The quantum phenomenon where probability amplitudes add or cancel. Quantum algorithms work by amplifying paths to correct answers (constructive interference) and canceling paths to wrong answers (destructive interference).
The loss of quantum information due to environmental noise. Qubits are extremely fragile — most must be cooled to near absolute zero (15 millikelvin) or isolated in vacuum. Decoherence limits how long quantum computations can run.

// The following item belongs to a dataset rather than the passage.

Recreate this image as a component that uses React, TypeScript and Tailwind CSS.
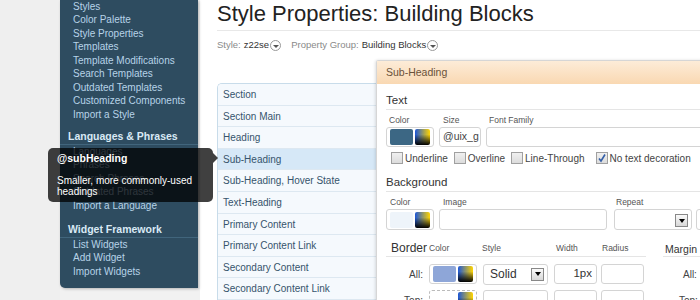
const groupOne = [
  "Styles",
  "Color Palette",
  "Style Properties",
  "Templates",
  "Template Modifications",
  "Search Templates",
  "Outdated Templates",
  "Customized Components",
  "Import a Style",
];

const groupTwo = ["Languages", "Phrases", "Search Phrases", "Outdated Phrases", "Import a Language"];
const groupThree = ["List Widgets", "Add Widget", "Import Widgets"];

const blocks = [
  "Section",
  "Section Main",
  "Heading",
  "Sub-Heading",
  "Sub-Heading, Hover State",
  "Text-Heading",
  "Primary Content",
  "Primary Content Link",
  "Secondary Content",
  "Secondary Content Link",
];

function SideLink({ label }: { label: string }) {
  return <div className="h-[13.5px] leading-[13.5px] pl-[13px] text-[10px] text-[#b7d3e8] whitespace-nowrap">{label}</div>;
}

function SideHeading({ label, top }: { label: string; top: string }) {
  return (
    <div className={`${top} pb-[1px] pl-[8px] border-b border-[#41657c] text-[10.5px] leading-[14px] font-bold text-[#d9e9f5] whitespace-nowrap`}>
      {label}
    </div>
  );
}

function Picker() {
  return (
    <span className="w-[15px] h-[16px] rounded-[2px] bg-[linear-gradient(180deg,transparent_35%,#000_100%),linear-gradient(90deg,#1b56d8,#ffd400)]" />
  );
}

function Swatch({ color, dashed }: { color: string; dashed?: boolean }) {
  return (
    <div
      className={`w-[48px] h-full flex items-center gap-[2px] px-[3px] rounded-[3px] bg-white ${
        dashed ? "border border-dashed border-[#bbb]" : "border border-[#d4d4d4]"
      }`}
    >
      <span className="flex-1 h-[16px] rounded-[2px]" style={{ background: color }} />
      <Picker />
    </div>
  );
}

function DropButton() {
  return (
    <span className="w-[13px] h-[13px] border border-[#888] bg-[linear-gradient(#fafafa,#d8d8d8)] flex items-center justify-center">
      <span className="w-0 h-0 border-l-[3.5px] border-r-[3.5px] border-t-[4px] border-l-transparent border-r-transparent border-t-black" />
    </span>
  );
}

function CircleArrow() {
  return (
    <span className="inline-flex w-[11px] h-[11px] rounded-full border border-[#999] items-center justify-center align-middle ml-[1px]">
      <span className="w-0 h-0 border-l-[3px] border-r-[3px] border-t-[3.5px] border-l-transparent border-r-transparent border-t-[#555] mt-[1px]" />
    </span>
  );
}

function Check({ label, checked }: { label: string; checked?: boolean }) {
  return (
    <div className="flex items-center gap-[2px]">
      <span className="w-[12px] h-[12px] border border-[#a0a0a0] bg-[linear-gradient(#f0f0f0,#dcdcdc)] flex items-center justify-center">
        {checked && (
          <svg width="10" height="10" viewBox="0 0 10 10">
            <path d="M2 5.5 L4 8 L8 1.5" stroke="#3560a8" strokeWidth="1.6" fill="none" />
          </svg>
        )}
      </span>
      <span className="text-[10px] text-[#444]">{label}</span>
    </div>
  );
}

export default function App() {
  return (
    <div className="relative w-[700px] h-[300px] overflow-hidden flex bg-white font-['Liberation_Sans',Arial,sans-serif]">
      <div className="w-[60px] shrink-0 bg-[#efefef]" />

      <aside className="w-[140px] shrink-0 bg-[#f1f1f1]">
        <div className="w-[138px] h-[288px] bg-[#2e4c60] rounded-bl-[5px] shadow-[1px_1px_3px_rgba(0,0,0,0.25)] overflow-hidden">
          <div className="-mt-[0.5px]">
            {groupOne.map((l) => (
              <SideLink key={l} label={l} />
            ))}
          </div>
          <SideHeading label="Languages & Phrases" top="pt-[7.5px]" />
          {groupTwo.map((l) => (
            <SideLink key={l} label={l} />
          ))}
          <SideHeading label="Widget Framework" top="pt-[9.5px]" />
          {groupThree.map((l) => (
            <SideLink key={l} label={l} />
          ))}
        </div>
      </aside>

      <main className="flex-1 min-w-0 pl-[17px]">
        <h1 className="h-[31px] border-b border-[#e8e8e8] text-[22px] leading-[28px] text-[#222] whitespace-nowrap">
          Style Properties: Building Blocks
        </h1>
        <div className="mt-[7px] h-[15px] flex items-center text-[9.5px] whitespace-nowrap">
          <span className="text-[#8a8a8a]">Style:</span>
          <span className="ml-[3px] text-[#333]">z22se</span>
          <CircleArrow />
          <span className="ml-[10px] text-[#8a8a8a]">Property Group:</span>
          <span className="ml-[3px] text-[#333]">Building Blocks</span>
          <CircleArrow />
        </div>

        <div className="mt-[7px] flex items-start">
          <ul className="mt-[23px] w-[159px] shrink-0 border border-r-0 border-[#c8dcea] rounded-tl-[5px] overflow-hidden">
            {blocks.map((b) => (
              <li
                key={b}
                className={`h-[21.6px] leading-[21px] pl-[5px] border-b border-[#dde8f1] text-[10px] whitespace-nowrap text-[#36546c] ${
                  b === "Sub-Heading" ? "bg-[#d6e8f7]" : "bg-[#f5f9fd]"
                }`}
              >
                {b}
              </li>
            ))}
          </ul>

          <section className="w-[330px] shrink-0 border-l border-t border-[#d6d6d6] rounded-tl-[3px] bg-white shadow-[-1px_0_3px_rgba(0,0,0,0.12)] h-[260px]">
            <div className="h-[23px] pl-[9px] flex items-center text-[10.5px] text-[#6a5139] bg-[linear-gradient(#fdecd8,#f9d8b2)]">
              Sub-Heading
            </div>
            <div className="pl-[9px]">
              <div className="pt-[9px] pb-[2px] border-b border-[#e5e5e5] text-[11.5px] leading-[14px] text-[#333]">Text</div>
              <div className="mt-[5px] flex h-[10px] items-center text-[8.5px] text-[#555]">
                <span className="ml-[3px] w-[54px]">Color</span>
                <span className="w-[46px]">Size</span>
                <span>Font Family</span>
              </div>
              <div className="mt-[2px] flex h-[20px] gap-[5px]">
                <Swatch color="#3c6784" />
                <div className="w-[42px] border border-[#d4d4d4] rounded-[3px] flex items-center pl-[3px] text-[10.5px] text-[#444] overflow-hidden whitespace-nowrap">
                  @uix_g
                </div>
                <div className="flex-1 border border-[#d4d4d4] rounded-[3px]" />
              </div>
              <div className="mt-[5px] flex h-[12px] items-center pl-[5px]">
                <Check label="Underline" />
                <div className="ml-[6px]">
                  <Check label="Overline" />
                </div>
                <div className="ml-[6px]">
                  <Check label="Line-Through" />
                </div>
                <div className="ml-[11px]">
                  <Check label="No text decoration" checked />
                </div>
              </div>

              <div className="mt-[11px] pb-[2px] border-b border-[#e5e5e5] text-[11.5px] leading-[14px] text-[#333]">Background</div>
              <div className="mt-[5px] flex h-[10px] items-center text-[8.5px] text-[#555]">
                <span className="ml-[4px] w-[53px]">Color</span>
                <span className="w-[173px]">Image</span>
                <span>Repeat</span>
              </div>
              <div className="mt-[2px] flex h-[21px]">
                <Swatch color="#eef4fa" />
                <div className="ml-[5px] w-[168px] border border-[#d4d4d4] rounded-[3px]" />
                <div className="ml-[7px] w-[78px] border border-[#d4d4d4] rounded-[3px] flex items-end justify-end pr-[3px] pb-[2px]">
                  <DropButton />
                </div>
                <div className="ml-[4px] flex-1 border border-[#d4d4d4] rounded-[3px]" />
              </div>

              <div className="mt-[12px] flex">
                <div className="w-[260px]">
                  <div className="flex items-end h-[15px] pb-[1px] border-b border-[#e5e5e5] text-[8.5px] text-[#555]">
                    <span className="ml-[5px] w-[38px] text-[12px] leading-[14px] text-[#333]">Border</span>
                    <span className="w-[53px]">Color</span>
                    <span className="w-[74px]">Style</span>
                    <span className="w-[46px]">Width</span>
                    <span>Radius</span>
                  </div>
                  <div className="mt-[7px] flex h-[20px] items-center">
                    <span className="w-[37px] text-right text-[10px] text-[#444]">All:</span>
                    <div className="ml-[6px] h-full">
                      <Swatch color="#8ea6d8" />
                    </div>
                    <div className="ml-[6px] w-[65px] h-[21px] border border-[#d4d4d4] rounded-[3px] flex items-center justify-between pl-[6px] pr-[3px] text-[12px] text-[#333]">
                      Solid
                      <DropButton />
                    </div>
                    <div className="ml-[6px] w-[43px] h-full border border-[#d4d4d4] rounded-[3px] flex items-center justify-end pr-[4px] text-[11.5px] text-[#333]">
                      1px
                    </div>
                    <div className="ml-[4px] w-[43px] h-full border border-[#d4d4d4] rounded-[3px]" />
                  </div>
                  <div className="mt-[6px] flex h-[20px] items-center">
                    <span className="w-[37px] text-right text-[10px] text-[#444]">Top:</span>
                    <div className="ml-[6px] h-full">
                      <Swatch color="transparent" dashed />
                    </div>
                    <div className="ml-[6px] w-[65px] h-full border border-[#d4d4d4] rounded-[3px]" />
                    <div className="ml-[6px] w-[43px] h-full border border-[#d4d4d4] rounded-[3px]" />
                    <div className="ml-[4px] w-[43px] h-full border border-[#d4d4d4] rounded-[3px]" />
                  </div>
                </div>
                <div className="ml-[17px] flex-1">
                  <div className="h-[15px] pb-[1px] border-b border-[#e5e5e5] pl-[2px] text-[10.5px] leading-[14px] text-[#333] whitespace-nowrap">Margin</div>
                  <div className="mt-[7px] h-[20px] flex items-center pl-[20px] text-[10px] text-[#444]">All:</div>
                  <div className="mt-[6px] h-[20px] flex items-center pl-[16px] text-[10px] text-[#444]">Top:</div>
                </div>
              </div>
            </div>
          </section>
        </div>
      </main>

      <div className="absolute left-[48px] top-[148px] w-[165px] h-[54px] rounded-[5px] bg-black/75 px-[9px] pt-[3px] text-white">
        <div className="text-[10.5px] font-bold leading-[14px]">@subHeading</div>
        <div className="mt-[10px] text-[10px] leading-[11px]">
          Smaller, more commonly-used
          <br />
          headings
        </div>
        <span className="absolute right-[-5px] top-[5px] w-0 h-0 border-t-[5px] border-b-[5px] border-l-[5px] border-t-transparent border-b-transparent border-l-black/75" />
      </div>
    </div>
  );
}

| APPROACH | HOW IT WORKS | LEADERS | MAX QUBITS | STRENGTH | CHALLENGE |
|---|---|---|---|---|---|
| Superconducting | Electrical circuits cooled to 15 mK | IBM, Google | 1,121 | Fast gate speeds (~100ns) | Short coherence, complex wiring |
| Trapped Ions | Individual atoms held by electromagnetic fields | Quantinuum, IonQ | 56 | Highest fidelity (99.9%+) | Slower gates (~ms), scaling |
| Neutral Atoms | Atoms held by laser tweezers | QuEra, Atom Computing | 1,180 | High connectivity, scalable | Slower readout, early stage |
| Photonic | Photons (light particles) as qubits | PsiQuantum, Xanadu | Variable | Room temperature, networking | Photon loss, non-deterministic gates |
| Topological | Exotic quasiparticles (Majorana) | Microsoft | TBD | Inherently error-protected | Experimental, unproven at scale |
Quantum computing is real, rapidly advancing, and still in its early stages. The industry is firmly in the NISQ era — current machines are powerful enough to demonstrate quantum advantage on specific problems (Google Willow, IBM utility-scale experiments) but not yet capable of the fault-tolerant computation needed for transformative applications like drug discovery or breaking encryption. The key milestone ahead is practical quantum error correction: building logical qubits from many physical qubits with error rates low enough for useful computation. Google demonstrated below-threshold error correction in 2024, Microsoft announced topological qubits in 2025, and IBM targets 100,000+ qubits by 2033. Five distinct hardware approaches are competing — superconducting, trapped ions, neutral atoms, photonic, and topological — and it is not yet clear which will win. The next 3-5 years will determine whether quantum computing transitions from scientific achievement to practical engineering tool.